HEM ASİLE HEM DE VEKİLE TEBLİGAT YAPILIRSA SÜRENİN BAŞLANGICI
Hem asile hem de vekile tebligat yapılması halinde, vekile yapılan tebligat dikkate alınarak süre hesabı yapılmalıdır.
Vekil vasıtasıyla takip edilen işlerde tebligat vekile yapılır. Vekil birden çok ise bunlardan birine tebligat yapılması yeterlidir. Eğer tebligat birden fazla vekile yapılmış ise bunlardan ilkine yapılan tebliğ tarihi asıl tebliğ tarihi sayılır. Ancak, Ceza Muhakemeleri Usulü Kanununun, kararların sanıklara tebliğ edilmelerine ilişkin hükümleri saklıdır.
Avukat tarafından takip edilen işlerde, avukatın bürosunda yapılacak tebligatlar, resmî çalışma gün ve saatleri içinde yapılır.
Kanuni mümessilleri bulunanlara veya bulunması gerekenlere yapılacak tebligat, kanunlara göre bizzat kendilerine yapılması icabetmedikçe bu mümessillere yapılır.
Konuya ilişkin Yargıtay kararını aşağıda bulabilirsiniz.
T.C. YARGITAY 16. HUKUK DAİRESİ
E. 2016/13621 K. 2019/7319 T. 13.11.2019
DAVA : Taraflar arasında görülen dava sonucunda verilen hükmün Yargıtay’ca incelenmesi istenilmekle; inceleme raporu ve dosyadaki belgeler okundu, GEREĞİ GÖRÜŞÜLDÜ:
KARAR : Kadastro sonucu, Simav İlçesi Ortacı Köyü çalışma alanında bulunan 217 ada 1 parsel sayılı 149.03 m2 yüzölçümündeki taşınmaz, irsen intikal, taksim ve kazandırıcı zamanaşımı zilyetliği nedeniyle davalı … adına; 217 ada 2 parsel sayılı 207,70 m2 yüzölçümündeki taşınmaz ise, irsen intikal, taksim ve kazandırıcı zamanaşımı zilyetliği nedeniyle davalı … adına tespit ve tescil edilmiştir. Davacılar … ve arkadaşları, çekişme konusu taşınmazlar içerisinde yer alan taşınmaz bölümünün adına tapuda kayıtlı bulunan 217 ada 5 parsel sayılı taşınmazın devamı olduğu iddiasına dayanarak tapu iptali ve adına tescili istemiyle dava açmıştır. Mahkemece yapılan yargılama sonunda davanın reddine karar verilmiş; hüküm, bir kısım davacılar vekili tarafından temyiz edilmiştir.

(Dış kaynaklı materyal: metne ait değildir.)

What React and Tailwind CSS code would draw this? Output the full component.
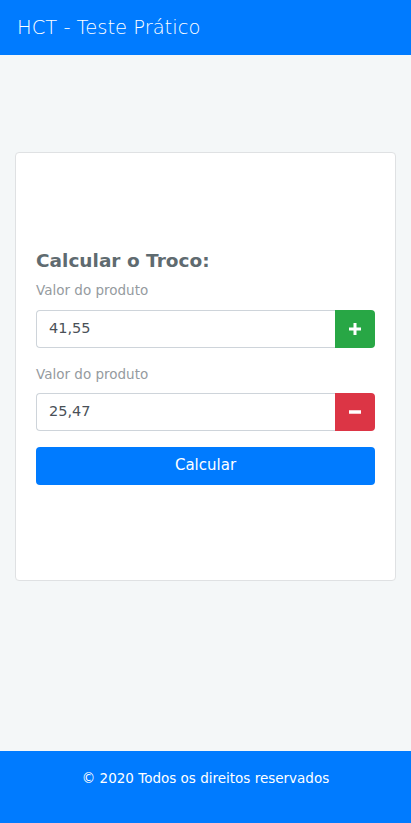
import React from "react";

export default function App() {
  const font = { fontFamily: '"DejaVu Sans", "Open Sans", sans-serif' };
  return (
    <div className="min-h-[823px] flex flex-col bg-[#f4f7f8]" style={font}>
      <header className="h-[55px] bg-[#007bff] flex items-center px-[17px]">
        <span className="text-white text-[19.5px] font-light">HCT - Teste Prático</span>
      </header>
      <main className="flex-1 px-[15px] pt-[97px]">
        <div className="h-[429px] bg-white border border-[#dfe1e3] rounded-[4px] flex flex-col justify-center px-[20px]">
          <h2 className="text-[18.5px] font-bold text-[#5f6b70] leading-[24px] mb-[8px]">Calcular o Troco:</h2>
          <label className="text-[13.5px] text-[#959ba0] font-normal leading-[18px] mb-[11px]">Valor do produto</label>
          <div className="flex h-[38px]">
            <div className="flex-1 border border-[#ced4da] border-r-0 rounded-l-[4px] flex items-center px-[12px] text-[14.5px] text-[#495057] font-normal">41,55</div>
            <div className="w-[40px] bg-[#28a745] rounded-r-[4px] flex items-center justify-center">
              <svg width="14" height="14" viewBox="0 0 14 14"><path d="M7 1v12M1 7h12" stroke="white" strokeWidth="3" /></svg>
            </div>
          </div>
          <label className="text-[13.5px] text-[#959ba0] font-normal leading-[18px] mt-[17px] mb-[10px]">Valor do produto</label>
          <div className="flex h-[38px]">
            <div className="flex-1 border border-[#ced4da] border-r-0 rounded-l-[4px] flex items-center px-[12px] text-[14.5px] text-[#495057] font-normal">25,47</div>
            <div className="w-[40px] bg-[#dc3545] rounded-r-[4px] flex items-center justify-center">
              <svg width="14" height="14" viewBox="0 0 14 14"><path d="M1 7h12" stroke="white" strokeWidth="3.5" /></svg>
            </div>
          </div>
          <button className="mt-[16px] h-[38px] bg-[#007bff] rounded-[4px] text-white text-[15px] font-normal">Calcular</button>
        </div>
      </main>
      <footer className="h-[72px] bg-[#007bff] flex items-center justify-center pb-[17px]">
        <span className="text-white text-[13.5px] font-normal">© 2020 Todos os direitos reservados</span>
      </footer>
    </div>
  );
}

SONUÇ : Temyiz isteminde bulunan davacı asiller …ile …’in yargılama süresince kendilerini vekil ile temsil ettirdikleri, dava dosyası içeriğinde yer alan gerekçeli kararın tebliğine ilişkin tebligat parçaları incelendiğinde, gerekçeli kararın adı geçen davacıların hem vekillerine hem kendilerine tebliğ edildiği anlaşılmaktadır. Ancak HMK’nın 73, 81, 82 ve 83. maddeleri, Avukatlık Kanunu’nun 41. maddesi, 7201 Sayılı Tebligat Kanunu’nun 11. maddesi ve Tebligat Kanunu’nun Uygulanmasına Dair Yönetmeliğin 18. maddesi gereğince vekil ile takip edilen işlerde, tebligatın vekile yapılması zorunludur. Emredici nitelikteki bu düzenlemelerden kaynaklanan yasal zorunluluğa aykırı olarak, vekili varken asile gönderilen tebligatlar yok hükmünde olup sonuç doğurmaz. Bu duruma göre, davada kendisini vekil ile temsil ettiren ve kararı temyiz eden davacı asiller… ile …’e yapılan gerekçeli kararın tebliği işlemi yok hükmündedir. Mahkemenin gerekçeli kararı hükmü temyiz eden davacılar vekiline usulüne uygun olarak ilk kez 26.10.2015 tarihinde tebliğ edilmiş olup, davacılar vekili tarafından 17.12.2015 tarihinde temyiz başvurusu yapılmıştır. Hal böyle olunca, gerekçeli kararın tebliğ edildiği 26.10.2015 tarihi ile temyiz tarihi olan 17.12.2015 tarihi arasında 6100 Sayılı Hukuk Usulü Muhakemeleri Kanunu’nun 432/I. maddesinde öngörülen 15 günlük temyiz süresinin geçmiş olduğu anlaşıldığından, davacılar vekilinin temyiz inceleme isteminin süre yönünden REDDİNE, 13.11.2019 gününde oybirliğiyle karar verildi.